There are people who don’t fit in­side the gender binary and don’t use these pronouns. If you don’t know someone’s gender, it’s more inclusive to use the singular form of “they.”

“[MINORITY GROUP OF CHOICE] LIVE MATTERS”:

This slogan belongs to the Black Lives Matter movement. Different groups experience different forms of discrimination, and when you pull attention away from one movement or start using it as a universal meta­phor, you distract from the material reality of that movement.

“PERSON WITH AUTISM”:

Would you call me a person with opinion-columnist-for-the-Ledger-ness? No? You don’t have to “put the person first,” because writing for this newspaper doesn’t make me less of a person. It sucks sometimes, like when I stay up all night trying to finish a last-minute story, but it can be fun, like when I use the powers of the me­dia to order the whole student body around with my evil social-justice-warrior mind control. Autism is ex­actly the same. Saying “autistic person” helps remove the stigma around au­tism by treating it like just another adjective instead of something to dis­tance oneself from.

“PHYSICAL ILLNESS IS TAKEN MORE SERIOUSLY THAN MENTAL ILLNESS”:

If you have a cold, maybe, but chronically ill people get called “lazy” even though they constantly work through pain and fatigue. Try talking about mental health without making it into a competition.

“PREFERRED PRONOUNS”:

This implies that the pronouns a trans individual uses are just their preference, as opposed to the “real” pronouns they were assigned at birth. Just leave off the “preferred. ”It’s shorter that way.

“QUEER”:

It’s still a slur. If you’re LGBT and want to reclaim it for yourself, that’s fine, but don’t refer to someone else that way without their permission—especially if you’re straight and cis.
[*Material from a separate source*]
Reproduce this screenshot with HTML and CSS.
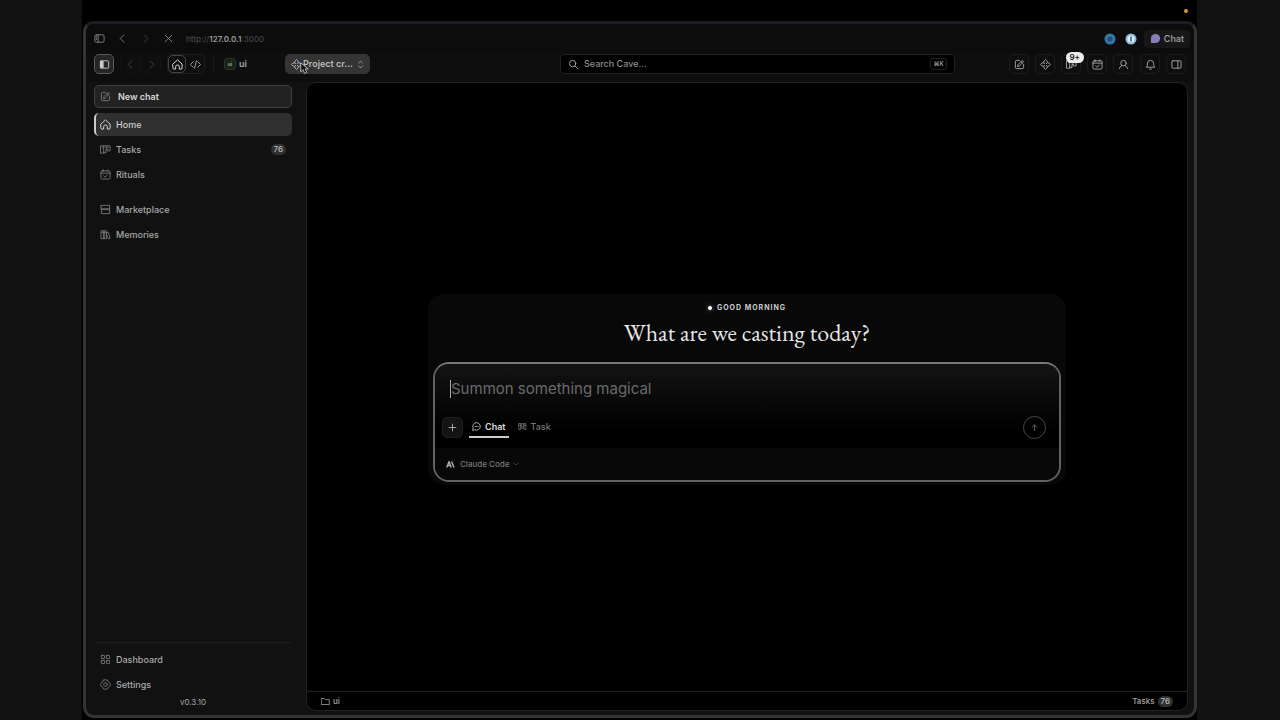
FILE: index.html
```
<!DOCTYPE html>
<html lang="en">
  <head>
    <title>Cave</title>
    <meta charset="UTF-8" />
    <meta name="viewport" content="width=device-width, initial-scale=1" />
    <link rel="stylesheet" href="styles.css">
  </head>
  <body>
    <!-- shared icons -->
    <svg class="defs" aria-hidden="true">
      <symbol id="panel-left" viewBox="0 0 24 24"><rect x="2" y="4" width="20" height="16" rx="3" /><path d="M9 4v16M5 8h1M5 11h1M5 14h1" /></symbol>
      <symbol id="panel-fill" viewBox="0 0 24 24"><rect x="3" y="4" width="18" height="16" rx="2" /><path d="M4 5h5v14H4z" fill="currentColor" /></symbol>
      <symbol id="panel-right" viewBox="0 0 24 24"><rect x="2" y="4" width="20" height="16" rx="2" /><path d="M15 4v16" /></symbol>
      <symbol id="left" viewBox="0 0 24 24"><path d="M15 4l-8 8 8 8" /></symbol>
      <symbol id="right" viewBox="0 0 24 24"><path d="M9 4l8 8-8 8" /></symbol>
      <symbol id="down" viewBox="0 0 24 24"><path d="M3 8l9 8 9-8" /></symbol>
      <symbol id="updown" viewBox="0 0 24 24"><path d="M7 8l5-5 5 5M7 16l5 5 5-5" /></symbol>
      <symbol id="close" viewBox="0 0 24 24"><path d="M5 5l14 14M19 5L5 19" /></symbol>
      <symbol id="home" viewBox="0 0 24 24"><path d="M2 11L12 2l10 9v9a2 2 0 0 1-2 2h-4v-5a4 4 0 0 0-8 0v5H4a2 2 0 0 1-2-2z" /></symbol>
      <symbol id="code" viewBox="0 0 24 24"><path d="M7 6l-6 6 6 6M17 6l6 6-6 6M14 4l-4 16" /></symbol>
      <symbol id="edit" viewBox="0 0 24 24"><path d="M12 3H6a3 3 0 0 0-3 3v12a3 3 0 0 0 3 3h12a3 3 0 0 0 3-3v-6" /><path d="M8 16l1-4 9-9 3 3-9 9zM15 6l3 3" /></symbol>
      <symbol id="sparkle" viewBox="0 0 24 24"><path d="M8 8l1-4 3-3 3 3 1 4 4 1 3 3-3 3-4 1-1 4-3 3-3-3-1-4-4-1-3-3 3-3zM8 8l2 2M16 8l-2 2M8 16l2-2M16 16l-2-2" /></symbol>
      <symbol id="board" viewBox="0 0 24 24"><path d="M2 4h20v11h-6v-3h-3v7H9v-2H8v3H2zM8 4v13M15 4v8M5 8h1M11 8h1M18 8h1" /></symbol>
      <symbol id="calendar" viewBox="0 0 24 24"><rect x="2" y="4" width="20" height="18" rx="3" /><path d="M2 9h20M7 2v3M17 2v3M8 15l3 3 5-5" /></symbol>
      <symbol id="store" viewBox="0 0 24 24"><path d="M3 3h18v8H3zM3 9c0 5 6 5 6 0 0 5 6 5 6 0 0 5 6 5 6 0M3 12v9h18v-9" /></symbol>
      <symbol id="books" viewBox="0 0 24 24"><path d="M3 4h6v17H3zM9 4h5v17H9zM14 8l4-1 4 13-4 1-4-9M3 8h6M9 8h5" /></symbol>
      <symbol id="grid" viewBox="0 0 24 24"><rect x="3" y="3" width="7" height="7" rx="1" /><rect x="14" y="3" width="7" height="7" rx="1" /><rect x="3" y="14" width="7" height="7" rx="1" /><rect x="14" y="14" width="7" height="7" rx="1" /></symbol>
      <symbol id="gear" viewBox="0 0 24 24"><path d="M8 2h8l2 4 3 2 2 4-2 4-3 2-2 4H8l-2-4-3-2-2-4 2-4 3-2z" /><circle cx="12" cy="12" r="4" /></symbol>
      <symbol id="user" viewBox="0 0 24 24"><circle cx="12" cy="9" r="6" /><path d="M3 21c1-4 3-5 5-6M21 21c-1-4-3-5-5-6" /></symbol>
      <symbol id="bell" viewBox="0 0 24 24"><path d="M5 10a7 7 0 0 1 14 0v4l2 4H3l2-4zM10 22h4" /></symbol>
      <symbol id="search" viewBox="0 0 24 24"><circle cx="10" cy="10" r="7" /><path d="M15 15l6 6" /></symbol>
      <symbol id="folder" viewBox="0 0 24 24"><path d="M2 4h7l3 3h10v13H2z" /></symbol>
      <symbol id="plus" viewBox="0 0 24 24"><path d="M12 3v18M3 12h18" /></symbol>
      <symbol id="up" viewBox="0 0 24 24"><path d="M12 20V5M6 11l6-6 6 6" /></symbol>
      <symbol id="bubble" viewBox="0 0 24 24"><path d="M2 22l1-6a10 10 0 1 1 5 5zM8 12h1M12 12h1M16 12h1" /></symbol>
      <symbol id="columns" viewBox="0 0 24 24"><path d="M3 4h4v16H3zM10 4h4v10h-4zM17 4h4v16h-4zM10 17h4M3 9h4M17 9h4" /></symbol>
    </svg>

    <div class="menubar"><span class="rec"></span></div>
    <div class="window">
      <header class="browser">
        <button class="plain" aria-label="Tabs"><svg class="icon"><use href="#panel-left" /></svg></button>
        <button class="plain" aria-label="Back"><svg class="icon"><use href="#left" /></svg></button>
        <button class="plain dim" aria-label="Forward"><svg class="icon"><use href="#right" /></svg></button>
        <button class="plain" aria-label="Stop"><svg class="icon"><use href="#close" /></svg></button>
        <span class="url">http://<b>127.0.0.1</b>:3000</span>
        <div class="exts">
          <svg class="ext" viewBox="0 0 12 12"><circle cx="6" cy="6" r="5.500" fill="#2f79a8" /><circle cx="6" cy="6" r="2.500" fill="#254f6b" /></svg>
          <svg class="ext" viewBox="0 0 12 12"><circle cx="6" cy="6" r="5.500" fill="#8fbbdc" /><circle cx="6" cy="6" r="3.500" fill="#e2edf5" /><path d="M6 3.500v5" stroke="#2c628e" stroke-width="1.500" /></svg>
          <button class="chat-ext"><svg viewBox="0 0 12 12"><path d="M1 11V6a5 5 0 1 1 5 5z" fill="#8a7cb4" /></svg>Chat</button>
        </div>
      </header>

      <nav class="toolbar" aria-label="Toolbar">
        <button class="tool toggle" aria-label="Sidebar"><svg class="icon"><use href="#panel-fill" /></svg></button>
        <div class="history">
          <button class="tool faint" aria-label="Back"><svg class="icon"><use href="#left" /></svg></button>
          <button class="tool faint" aria-label="Forward"><svg class="icon"><use href="#right" /></svg></button>
        </div>
        <div class="modes">
          <button class="mode on" aria-label="Home"><svg class="icon"><use href="#home" /></svg></button>
          <button class="mode" aria-label="Code"><svg class="icon"><use href="#code" /></svg></button>
        </div>
        <button class="workspace"><span class="avatar">ui</span>ui</button>
        <button class="project">
          <svg class="icon"><use href="#sparkle" /></svg><span>Project cr...</span><svg class="icon small"><use href="#updown" /></svg>
          <svg class="pointer" viewBox="0 0 12 17"><path d="M1 1v12l3-3 2 5 3-1-2-5h4z" fill="#111" stroke="#ddd" /></svg>
        </button>
        <label class="search">
          <svg class="icon"><use href="#search" /></svg>
          <input type="text" placeholder="Search Cave..." aria-label="Search Cave" />
          <kbd>⌘K</kbd>
        </label>
        <div class="actions">
          <button class="tool" aria-label="New chat"><svg class="icon"><use href="#edit" /></svg></button>
          <button class="tool" aria-label="Projects"><svg class="icon"><use href="#sparkle" /></svg></button>
          <button class="tool" aria-label="Tasks"><svg class="icon"><use href="#board" /></svg><span class="badge">9+</span></button>
          <button class="tool" aria-label="Calendar"><svg class="icon"><use href="#calendar" /></svg></button>
          <button class="tool" aria-label="Account"><svg class="icon"><use href="#user" /></svg></button>
        </div>
        <div class="actions last">
          <button class="tool" aria-label="Notifications"><svg class="icon"><use href="#bell" /></svg></button>
          <button class="tool" aria-label="Panel"><svg class="icon"><use href="#panel-right" /></svg></button>
        </div>
      </nav>

      <div class="content">
        <aside class="sidebar">
          <button class="new-chat"><svg class="icon"><use href="#edit" /></svg>New chat</button>
          <nav class="links">
            <a class="link active" href="#"><svg class="icon"><use href="#home" /></svg>Home</a>
            <a class="link" href="#"><svg class="icon"><use href="#board" /></svg>Tasks<span class="count">76</span></a>
            <a class="link" href="#"><svg class="icon"><use href="#calendar" /></svg>Rituals</a>
          </nav>
          <nav class="links">
            <a class="link" href="#"><svg class="icon"><use href="#store" /></svg>Marketplace</a>
            <a class="link" href="#"><svg class="icon"><use href="#books" /></svg>Memories</a>
          </nav>
          <nav class="links bottom">
            <a class="link" href="#"><svg class="icon"><use href="#grid" /></svg>Dashboard</a>
            <a class="link" href="#"><svg class="icon"><use href="#gear" /></svg>Settings</a>
          </nav>
          <div class="version">v0.3.10</div>
        </aside>

        <main class="panel">
          <div class="stage">
            <section class="hero">
              <p class="greeting"><span class="dot"></span>GOOD MORNING</p>
              <h1>What are we casting today?</h1>
              <form class="composer">
                <div class="compose">
                  <div class="prompt">
                    <span class="caret"></span>
                    <input type="text" placeholder="Summon something magical" aria-label="Message" />
                  </div>
                  <div class="controls">
                    <button type="button" class="add" aria-label="Add"><svg class="icon small"><use href="#plus" /></svg></button>
                    <button type="button" class="tab on"><svg class="icon small"><use href="#bubble" /></svg>Chat</button>
                    <button type="button" class="tab"><svg class="icon small"><use href="#columns" /></svg>Task</button>
                    <button type="button" class="send" aria-label="Send"><svg class="icon small"><use href="#up" /></svg></button>
                  </div>
                </div>
                <div class="engine">
                  <button type="button" class="model">
                    <svg class="mark" viewBox="0 0 20 14"><path d="M1.500 13L6 1.500 10.500 13M3.500 9h5M11 1l5 12" /></svg>Claude Code<svg class="icon tiny"><use href="#down" /></svg>
                  </button>
                </div>
              </form>
            </section>
          </div>
          <footer class="status">
            <span class="folder"><svg class="icon small"><use href="#folder" /></svg>ui</span>
            <span class="folder">Tasks<span class="count">76</span></span>
          </footer>
        </main>
      </div>
    </div>
  </body>
</html>
```

FILE: styles.css
```
* {
  box-sizing: border-box;
}
body {
  margin: 0;
  height: 100vh;
  padding: 0 83px 2px;
  display: flex;
  flex-direction: column;
  background: linear-gradient(to right, #111 82px, #000 82px, #000 calc(100% - 83px), #111 calc(100% - 83px));
  color: #a8a8a8;
  font: 500 9px/14px Inter, "Liberation Sans", sans-serif;
}
button,
input {
  font: inherit;
  color: inherit;
  background: none;
  border: 0;
  padding: 0;
  margin: 0;
}
input {
  outline: none;
  min-width: 0;
}
button {
  display: flex;
  align-items: center;
}
a {
  color: inherit;
  text-decoration: none;
}
.defs {
  position: absolute;
  width: 0;
  height: 0;
}
.icon {
  width: 11px;
  height: 11px;
  flex: none;
  fill: none;
  stroke: currentColor;
  stroke-width: 2;
  stroke-linecap: round;
  stroke-linejoin: round;
}
.small {
  width: 9px;
  height: 9px;
}
.tiny {
  width: 6px;
  height: 6px;
}

/* top strip */
.menubar {
  height: 21px;
  flex: none;
  display: flex;
  justify-content: flex-end;
  align-items: center;
  padding-right: 9px;
}
.rec {
  width: 4px;
  height: 4px;
  border-radius: 50%;
  background: #d9943c;
}
.window {
  flex: 1;
  min-height: 0;
  display: flex;
  flex-direction: column;
  border: 3px solid #343437;
  border-top-color: #1e1d27;
  border-radius: 11px;
  background: #111;
}

/* browser bar */
.browser {
  height: 29px;
  flex: none;
  display: flex;
  align-items: center;
  gap: 12px;
  padding: 0 4px 0 8px;
  background: #0c0c0d;
  border-radius: 8px 8px 0 0;
}
.plain {
  width: 11px;
  height: 20px;
  color: #858585;
}
.dim {
  color: #444;
}
.url {
  font-size: 8px;
  color: #444;
}
.url b {
  font-weight: 600;
  color: #999;
}
.exts {
  margin-left: auto;
  display: flex;
  align-items: center;
  gap: 9px;
}
.ext {
  width: 12px;
  height: 12px;
}
.chat-ext {
  height: 18px;
  gap: 3px;
  padding: 0 6px;
  margin-left: -2px;
  border-radius: 4px;
  background: #171717;
}
.chat-ext svg {
  width: 11px;
  height: 11px;
}

/* toolbar */
.toolbar {
  height: 29px;
  flex: none;
  display: flex;
  align-items: center;
  padding: 0 8px 7px;
  background: #0e0e0f;
}
.tool {
  position: relative;
  width: 20px;
  height: 20px;
  justify-content: center;
  border: 1px solid #1c1c1c;
  border-radius: 5px;
}
.toggle {
  border-color: #585858;
  background: #262626;
  color: #ccc;
}
.history {
  display: flex;
  gap: 1px;
  margin-left: 6px;
}
.faint {
  border-color: #131313;
  color: #484848;
}
.modes {
  display: flex;
  height: 20px;
  margin-left: 6px;
  border: 1px solid #1e1e1e;
  border-radius: 5px;
}
.mode {
  width: 18px;
  justify-content: center;
}
.mode.on {
  border: 1px solid #444;
  border-radius: 5px;
  color: #eee;
}
.workspace {
  height: 20px;
  width: 72px;
  gap: 3px;
  margin-left: 8px;
  padding-left: 10px;
  border-left: 1px solid #1a1a1a;
  font-weight: 600;
}
.avatar {
  width: 12px;
  height: 12px;
  border: 1px solid #1e3a20;
  border-radius: 3px;
  background: #192019;
  font-size: 5px;
  line-height: 10px;
  text-align: center;
}
.project {
  position: relative;
  width: 85px;
  height: 20px;
  gap: 1px;
  padding: 0 5px 0 6px;
  border-radius: 5px;
  background: #343434;
  color: #bbb;
  font-weight: 600;
}
.project span {
  flex: 1;
  text-align: left;
  white-space: nowrap;
}
.pointer {
  position: absolute;
  left: 15px;
  top: 8px;
  width: 9px;
  height: 13px;
}
.search {
  width: 395px;
  height: 20px;
  margin: 0 54px 0 auto;
  display: flex;
  align-items: center;
  gap: 5px;
  padding: 0 7px;
  border: 1px solid #232323;
  border-radius: 5px;
  background: #000;
}
.search input {
  flex: 1;
}
.search input::placeholder {
  color: #8c8c8c;
  opacity: 1;
}
kbd {
  width: 17px;
  height: 12px;
  border: 1px solid #232323;
  border-radius: 3px;
  font: 500 6px/10px Inter, "DejaVu Sans", sans-serif;
  text-align: center;
}
.actions {
  display: flex;
  gap: 6px;
}
.last {
  margin-left: 7px;
}
.badge {
  position: absolute;
  right: -4px;
  top: -3px;
  padding: 0 4px;
  border-radius: 6px;
  background: #eee;
  color: #111;
  font-size: 8px;
  font-weight: 600;
  line-height: 11px;
}

/* sidebar */
.content {
  flex: 1;
  min-height: 0;
  display: flex;
  padding: 0 6px 4px 8px;
}
.sidebar {
  width: 198px;
  flex: none;
  margin-right: 14px;
  padding: 3px 0;
  display: flex;
  flex-direction: column;
}
.new-chat {
  height: 23px;
  gap: 7px;
  padding: 0 5px;
  margin-bottom: 5px;
  border: 1px solid #404040;
  border-radius: 5px;
  background: #222;
  color: #d8d8d8;
  font-weight: 600;
}
.new-chat .icon,
.link .icon {
  color: #777;
}
.links {
  display: flex;
  flex-direction: column;
  gap: 2px;
  margin-bottom: 12px;
}
.link {
  height: 23px;
  display: flex;
  align-items: center;
  gap: 5px;
  padding: 0 6px 0 4px;
  border-left: 2px solid transparent;
  border-radius: 5px;
}
.link.active {
  border-left-color: #ccc;
  background: #303030;
  color: #ccc;
}
.link.active .icon {
  color: #ddd;
}
.count {
  padding: 0 3px;
  border-radius: 6px;
  background: #303030;
  color: #bbb;
  font-size: 8px;
  line-height: 11px;
}
.link .count {
  margin-left: auto;
}
.bottom {
  margin: auto 0 0;
  padding-top: 5px;
  border-top: 1px solid #1d1d1d;
}
.version {
  text-align: center;
  font-size: 8px;
  font-weight: 400;
  line-height: 12px;
}

/* main panel */
.panel {
  flex: 1;
  min-width: 0;
  display: flex;
  flex-direction: column;
  border: 1px solid #222;
  border-radius: 10px;
  background: #000;
}
.stage {
  flex: 1;
  display: flex;
  align-items: center;
  justify-content: center;
  padding-top: 5px;
}
.hero {
  width: 638px;
  max-width: 100%;
  padding: 7px 5px 3px;
  border-radius: 16px;
  background: #080808;
  text-align: center;
}
.greeting {
  display: flex;
  align-items: center;
  justify-content: center;
  gap: 5px;
  margin: 0;
  font-size: 7px;
  font-weight: 700;
  letter-spacing: 1px;
  color: #ccc;
}
.dot {
  width: 4px;
  height: 4px;
  border-radius: 50%;
  background: #fff;
  box-shadow: 0 0 4px #888;
}
h1 {
  margin: 2px 0 13px;
  font: 24px/32px "EB Garamond", "Liberation Serif", serif;
  color: #e6e6e6;
}
.composer {
  border: 2px solid #626262;
  border-top-color: #777;
  border-radius: 16px;
  overflow: hidden;
}
.compose {
  padding: 12px 13px 9px 7px;
  background: linear-gradient(#131313, #000 80%);
}
.prompt {
  display: flex;
  align-items: center;
  height: 26px;
  padding-left: 8px;
}
.caret {
  width: 1px;
  height: 18px;
  background: #aaa;
}
.prompt input {
  flex: 1;
  font-size: 15px;
  font-weight: 400;
  line-height: 24px;
}
.prompt input::placeholder {
  color: #6a6a6a;
  opacity: 1;
}
.controls {
  display: flex;
  align-items: center;
  padding-top: 14px;
}
.add {
  width: 21px;
  height: 21px;
  justify-content: center;
  border: 1px solid #1f1f1f;
  border-radius: 5px;
  background: #141414;
  color: #ccc;
}
.tab {
  height: 20px;
  gap: 4px;
  margin-left: 6px;
  padding: 0 3px;
  border-bottom: 2px solid transparent;
  color: #777;
}
.tab.on {
  border-bottom-color: #ccc;
  color: #ddd;
  font-weight: 600;
}
.send {
  width: 23px;
  height: 23px;
  margin-left: auto;
  justify-content: center;
  border: 1px solid #484848;
  border-radius: 50%;
  color: #777;
}
.engine {
  height: 32px;
  display: flex;
  align-items: center;
  padding: 0 11px;
  background: #080808;
}
.model {
  gap: 4px;
  font-size: 8px;
  color: #777;
}
.mark {
  width: 10px;
  height: 7px;
  fill: none;
  stroke: #aaa;
  stroke-width: 3;
}
.status {
  height: 19px;
  flex: none;
  display: flex;
  align-items: center;
  justify-content: space-between;
  padding: 0 14px;
  border-top: 1px solid #222;
}
.folder {
  display: flex;
  align-items: center;
  gap: 3px;
  font-size: 8px;
}
```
“RAPE BABY,” “RAPE SPAWN,” ETC.:

These terms are often invoked in debates about abortion, when femi­nists argue that when people get preg­nant through rape, they shouldn’t be forced to have the baby. Of course, nobody should be forced to have a baby at all, under any circumstances—but some rape victims do choose to have children conceived through rape, and this phrasing shames them for exercising that right. It also makes those children feel unwanted and bur­densome. “You need to be respectful of all women’s choices,” explains an anonymous writer who chose to have a rape-conceived child. “You can con­vey respect by making sure you clear­ly mark the difference between choos­ing to have a rape-conceived child, and being forced to have one.”

“SLUT-SHAMING”:

“Slut” is a misogynistic insult and shouldn’t be applied to people without their consent. This is especially true when you’re talking about children. If a six year-old girl gets in trouble for wearing a tank top, she’s not being “slut-shamed.” She’s being hypersexu­alized. Calling her a slut is creepy and gross, and it just makes it worse. The goal isn’t to make being “slutty,” what­ever that means, okay—it’s to keep those behaviors from being seen as slutty or hypersexual in the first place.

“SPECIAL NEEDS”:

Not only is this term condescend­ing, it others the people it refers to and centers the conversation around the people who fulfill those needs. Fur­thermore, euphemisms like “special needs,” “differently abled,” etc. make disability seem disgusting and shame­ful, when, as explained in the Indi­viduals with Disabilities Education Act, “disability is a natural part of the human experience.” Instead, use “dis­abled,” which concisely gets the point across while still being respectful.